Vroom! Bride boots out greedy groom

A nikah solemnised on Tuesday ended in talaq on Wednesday, with the bride deciding to call off the wedding after the groom demanded a new bike in addition to the one gifted to him by her parents.

A.S.R.P. Mukesh Published 27.04.17, 12:00 AM
Muntaz Ansari who wanted a sports bike, but was garlanded with shoes on Wednesday. (Prashant Mitra)

A nikah solemnised on Tuesday ended in talaq on Wednesday, with the bride deciding to call off the wedding after the groom demanded a new bike in addition to the one gifted to him by her parents.

The incident, which takes the dowry system head-on and establishes a woman's right to choose her life partner irrespective of which community she belongs to, happened at Chandwe village in Pithoria block of Ranchi, 30km from the state capital.

Not only was the greedy groom humiliated in public, the local chapter of religious adjudicator Anjuman-e-Islahul Muslimeen has directed his family to reimburse the expenses of the wedding. No FIR has been lodged.

Rubana Perween, the daughter of small-time tea vendor Md Basruddin Ansari, was raised like any other girl in an orthodox Muslim society. She and studied till intermediate.
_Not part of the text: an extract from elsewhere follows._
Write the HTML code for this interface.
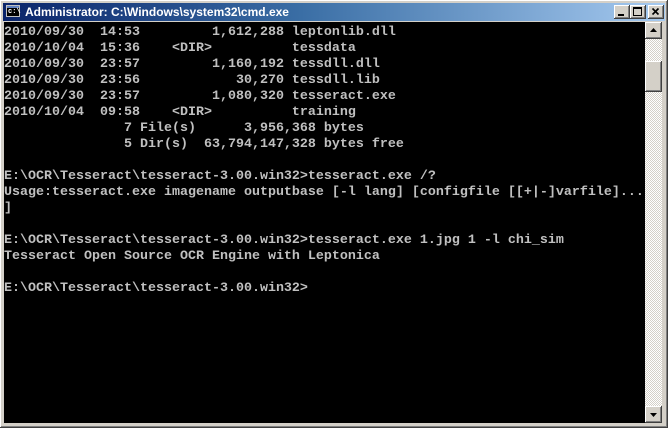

As she turned 21, her marriage was fixed to Md Muntaz Ansari (27), son of Sindri trader Ayub Ansari. The wedding function took place around 9.30pm on Tuesday and ruksati was scheduled for 8am on Wednesday. But, just before the ceremonial departure, Muntaz said he wouldn't take Rubana with him unless he was given a high-end sports bike.

According to a relative, the auto driver groom was gifted a Passion Pro bike by the bride's family, which he himself selected from a Ranchi showroom a few days before the wedding. However, his friends taunted him for settling for an average two-wheeler. Feeling short-changed, Muntaz demanded a Pulsar, a sports bike with a more powerful engine and priced at least Rs 20,000 higher.
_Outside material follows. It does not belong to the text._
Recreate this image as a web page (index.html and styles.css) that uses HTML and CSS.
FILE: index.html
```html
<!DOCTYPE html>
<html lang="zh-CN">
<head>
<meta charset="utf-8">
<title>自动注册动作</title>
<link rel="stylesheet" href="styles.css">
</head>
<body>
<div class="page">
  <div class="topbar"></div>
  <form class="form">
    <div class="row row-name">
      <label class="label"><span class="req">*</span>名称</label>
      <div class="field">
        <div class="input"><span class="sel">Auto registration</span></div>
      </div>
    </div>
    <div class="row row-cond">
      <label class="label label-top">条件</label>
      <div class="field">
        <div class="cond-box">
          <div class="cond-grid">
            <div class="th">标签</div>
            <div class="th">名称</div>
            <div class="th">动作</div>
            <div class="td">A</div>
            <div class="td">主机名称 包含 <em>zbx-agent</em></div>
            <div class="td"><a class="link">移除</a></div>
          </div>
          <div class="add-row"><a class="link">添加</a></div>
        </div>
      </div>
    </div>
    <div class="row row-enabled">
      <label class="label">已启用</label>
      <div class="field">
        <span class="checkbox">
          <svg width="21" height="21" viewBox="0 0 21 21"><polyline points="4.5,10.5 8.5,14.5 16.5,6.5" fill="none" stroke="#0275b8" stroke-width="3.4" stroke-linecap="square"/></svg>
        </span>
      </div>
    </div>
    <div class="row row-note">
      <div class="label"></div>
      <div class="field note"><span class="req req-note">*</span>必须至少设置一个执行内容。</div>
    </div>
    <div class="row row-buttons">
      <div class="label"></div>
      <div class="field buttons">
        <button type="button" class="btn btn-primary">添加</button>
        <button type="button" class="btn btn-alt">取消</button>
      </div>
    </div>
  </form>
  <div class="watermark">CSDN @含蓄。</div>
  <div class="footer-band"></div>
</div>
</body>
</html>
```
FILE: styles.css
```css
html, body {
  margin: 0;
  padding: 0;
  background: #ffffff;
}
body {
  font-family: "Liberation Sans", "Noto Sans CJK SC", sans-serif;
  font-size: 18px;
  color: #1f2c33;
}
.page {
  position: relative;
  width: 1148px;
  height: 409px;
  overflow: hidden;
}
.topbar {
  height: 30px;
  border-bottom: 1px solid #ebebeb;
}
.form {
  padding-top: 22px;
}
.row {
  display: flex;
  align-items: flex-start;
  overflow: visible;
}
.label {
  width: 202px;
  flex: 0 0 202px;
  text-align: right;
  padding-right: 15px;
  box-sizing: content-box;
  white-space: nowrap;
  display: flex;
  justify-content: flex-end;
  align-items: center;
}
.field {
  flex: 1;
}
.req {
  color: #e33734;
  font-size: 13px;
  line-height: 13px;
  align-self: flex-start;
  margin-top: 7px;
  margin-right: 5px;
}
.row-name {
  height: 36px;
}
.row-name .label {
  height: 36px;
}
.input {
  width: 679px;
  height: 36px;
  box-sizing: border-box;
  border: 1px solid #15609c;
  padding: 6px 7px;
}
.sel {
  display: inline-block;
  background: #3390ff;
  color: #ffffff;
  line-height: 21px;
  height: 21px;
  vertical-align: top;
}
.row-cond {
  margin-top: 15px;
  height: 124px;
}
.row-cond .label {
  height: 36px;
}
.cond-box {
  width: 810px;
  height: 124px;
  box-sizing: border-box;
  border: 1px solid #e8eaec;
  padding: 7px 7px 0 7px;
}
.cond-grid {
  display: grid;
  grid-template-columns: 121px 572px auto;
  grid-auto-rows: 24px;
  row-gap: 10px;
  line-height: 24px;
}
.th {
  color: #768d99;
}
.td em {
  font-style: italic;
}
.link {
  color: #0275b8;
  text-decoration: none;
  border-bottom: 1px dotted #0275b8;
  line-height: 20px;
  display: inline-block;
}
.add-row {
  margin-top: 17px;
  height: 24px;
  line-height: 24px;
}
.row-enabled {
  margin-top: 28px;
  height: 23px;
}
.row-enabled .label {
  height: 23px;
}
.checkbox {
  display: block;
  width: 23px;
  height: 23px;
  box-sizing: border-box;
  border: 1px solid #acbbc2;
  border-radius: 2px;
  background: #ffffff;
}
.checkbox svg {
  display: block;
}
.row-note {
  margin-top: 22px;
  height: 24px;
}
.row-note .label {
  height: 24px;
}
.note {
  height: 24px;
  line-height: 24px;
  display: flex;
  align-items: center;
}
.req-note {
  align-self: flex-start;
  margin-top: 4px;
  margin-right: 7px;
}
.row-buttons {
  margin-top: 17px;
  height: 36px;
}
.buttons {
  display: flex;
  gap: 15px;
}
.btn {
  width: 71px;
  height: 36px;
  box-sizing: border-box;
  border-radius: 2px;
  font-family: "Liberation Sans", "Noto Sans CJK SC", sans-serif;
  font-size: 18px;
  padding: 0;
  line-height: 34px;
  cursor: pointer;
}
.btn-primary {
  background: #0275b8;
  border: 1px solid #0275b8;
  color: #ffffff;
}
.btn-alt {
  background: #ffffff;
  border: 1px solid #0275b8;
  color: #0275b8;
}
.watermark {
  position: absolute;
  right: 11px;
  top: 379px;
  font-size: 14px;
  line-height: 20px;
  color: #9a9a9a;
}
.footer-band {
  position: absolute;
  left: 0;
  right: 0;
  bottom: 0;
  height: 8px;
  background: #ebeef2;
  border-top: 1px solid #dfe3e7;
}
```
"For two hours, the girl's family pleaded with the groom. Even the village sarpanch tried to intervene, but all in vain. That is when Rubana mustered courage and demanded a khula," the relative said.

Among Muslims, khula is a process where the bride can call off her wedding with approval from religious heads. In Rubana's case, priests had no other option than to approve a khula, said a source, calling it unprecedented in the village.
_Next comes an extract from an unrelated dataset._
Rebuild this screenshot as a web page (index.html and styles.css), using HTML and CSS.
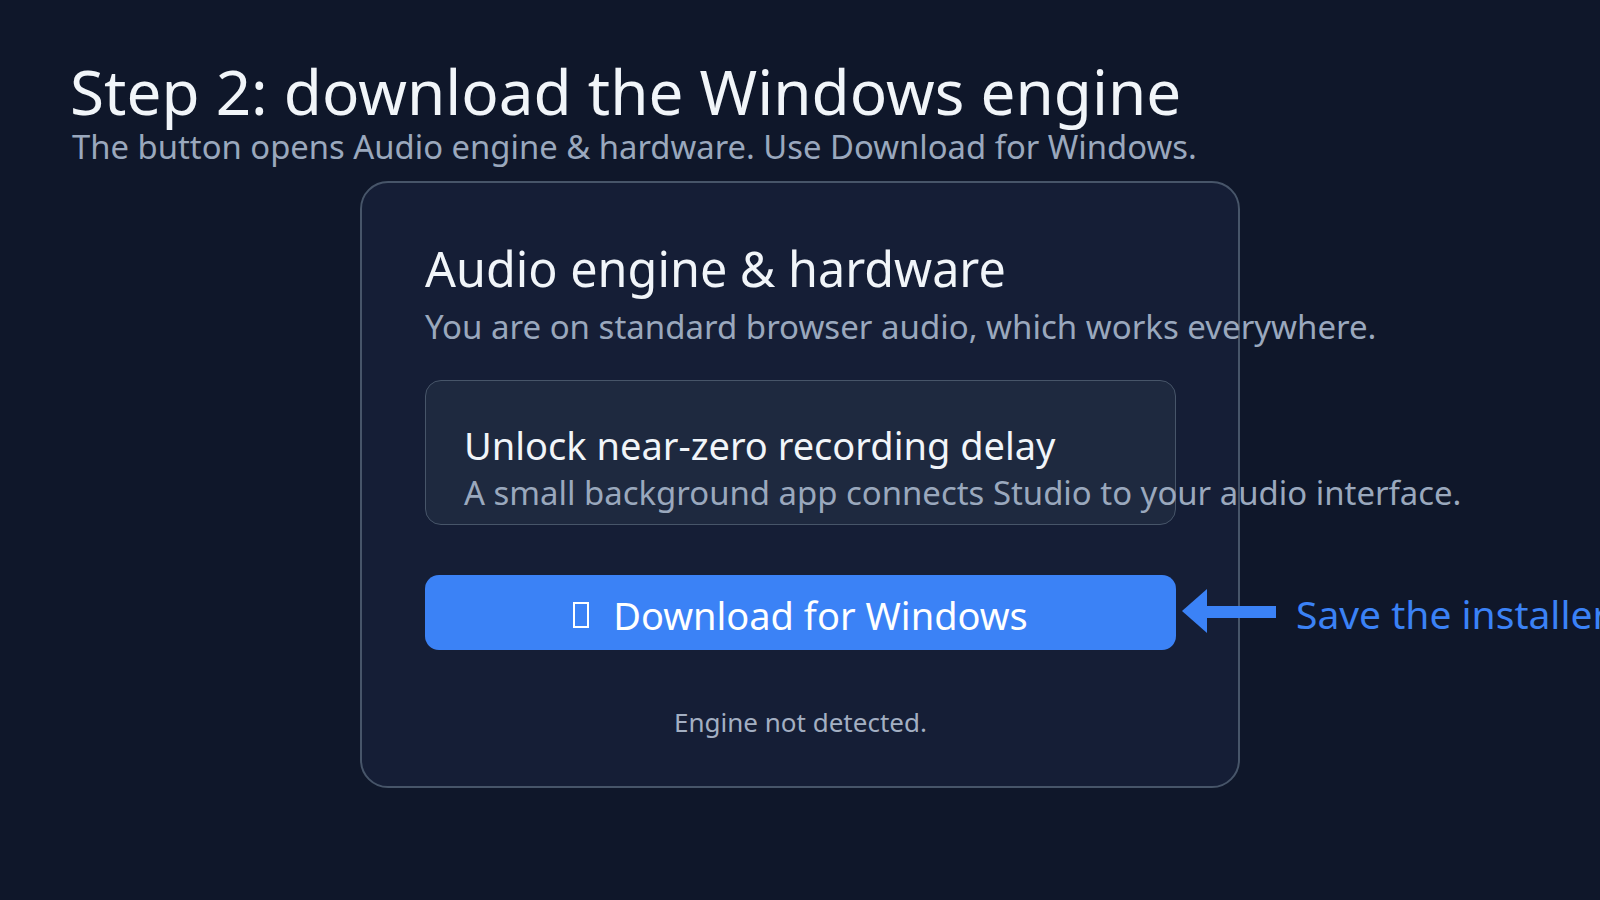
FILE: index.html
```html
<!DOCTYPE html>
<html lang="en">
<head>
    <meta charset="UTF-8">
    <meta name="viewport" content="width=device-width, initial-scale=1.0">
    <title>Step 2: download the Windows engine</title>
    <link rel="stylesheet" href="styles.css">
</head>
<body>

    <main class="page">
        <header class="intro">
            <h1>Step 2: download the Windows engine</h1>
            <p>The button opens Audio engine &amp; hardware. Use Download for Windows.</p>
        </header>

        <section class="card">
            <h2 class="card-title">Audio engine &amp; hardware</h2>
            <p class="card-lead">You are on standard browser audio, which works everywhere.</p>

            <div class="promo">
                <h3>Unlock near-zero recording delay</h3>
                <p>A small background app connects Studio to your audio interface.</p>
            </div>

            <div class="download">
                <button class="download-btn"><span class="icon-missing"></span>Download for Windows</button>
                <div class="callout">
                    <svg class="callout-arrow" width="94" height="44" viewBox="0 0 94 44">
                        <polygon points="0,22 25,0 25,44" fill="#3b82f6"/>
                        <rect x="24" y="17" width="70" height="12" fill="#3b82f6"/>
                    </svg>
                    <span class="callout-label">Save the installer</span>
                </div>
            </div>

            <p class="status">Engine not detected.</p>
        </section>
    </main>

</body>
</html>
```

FILE: styles.css
```css
html, body {
    margin: 0;
    height: 100%;
    overflow: hidden;
}

body {
    font-family: "Noto Sans", "Open Sans", sans-serif;
    background-color: #0f172a;
    color: #f1f5f9;
}

.page {
    padding: 57px 0 0 70px;
}

.intro h1 {
    margin: 0;
    font-size: 62px;
    font-weight: 400;
    line-height: 1.1;
    color: #f1f5f9;
}

.intro p {
    margin: 1px 0 0 2px;
    font-size: 32.8px;
    line-height: 1.3;
    color: #9aa8bd;
}

.card {
    box-sizing: border-box;
    width: 880px;
    margin: 12px 0 0 290px;
    padding: 56px 62px 46px 63px;
    background: #151e36;
    border: 2px solid #475569;
    border-radius: 28px;
}

.card-title {
    margin: 0;
    font-size: 48.5px;
    font-weight: 400;
    line-height: 1.2;
    white-space: nowrap;
}

.card-lead {
    margin: 7px 0 0;
    font-size: 33px;
    line-height: 1.4;
    color: #9aa8bd;
    white-space: nowrap;
}

.promo {
    margin-top: 30px;
    padding: 41px 38px 11px;
    background: #1e293f;
    border: 1px solid #475569;
    border-radius: 16px;
}

.promo h3 {
    margin: 0;
    font-size: 38px;
    font-weight: 400;
    line-height: 1.25;
    white-space: nowrap;
}

.promo p {
    margin: 2px 0 0;
    font-size: 32.9px;
    line-height: 1.25;
    color: #9aa8bd;
    white-space: nowrap;
}

.download {
    position: relative;
    margin-top: 50px;
}

.download-btn {
    display: flex;
    align-items: center;
    justify-content: center;
    width: 100%;
    height: 75px;
    padding: 6px 0 0;
    border: none;
    border-radius: 14px;
    background-color: #3b82f6;
    color: white;
    font-family: inherit;
    font-size: 38px;
    cursor: pointer;
}

.icon-missing {
    box-sizing: border-box;
    width: 16px;
    height: 26px;
    margin-right: 24px;
    border: 2px solid white;
}

.callout {
    position: absolute;
    top: 12px;
    left: calc(100% + 6px);
    display: flex;
    align-items: flex-start;
    gap: 20px;
    white-space: nowrap;
}

.callout-arrow {
    margin-top: 2px;
}

.callout-label {
    font-size: 39px;
    color: #3b82f6;
}

.status {
    margin: 54px 0 0;
    text-align: center;
    font-size: 26px;
    line-height: 1.4;
    color: #a3afc2;
}
```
What followed next was shaming of the groom. Muntaz was made to wear a garland of shoes and paraded through Chandwe, a village of 600 people. Unconfirmed reports claimed his head was partially tonsured too. The religious arbiter made the groom's family sign an undertaking to return more than Rs 6 lakh that the bride's kin spent on the wedding.

Pithoria OC Chunua Oraon confirmed that a wedding had ended in a divorce within 12 hours. Sources said a dowry FIR wasn't lodged because the families were related.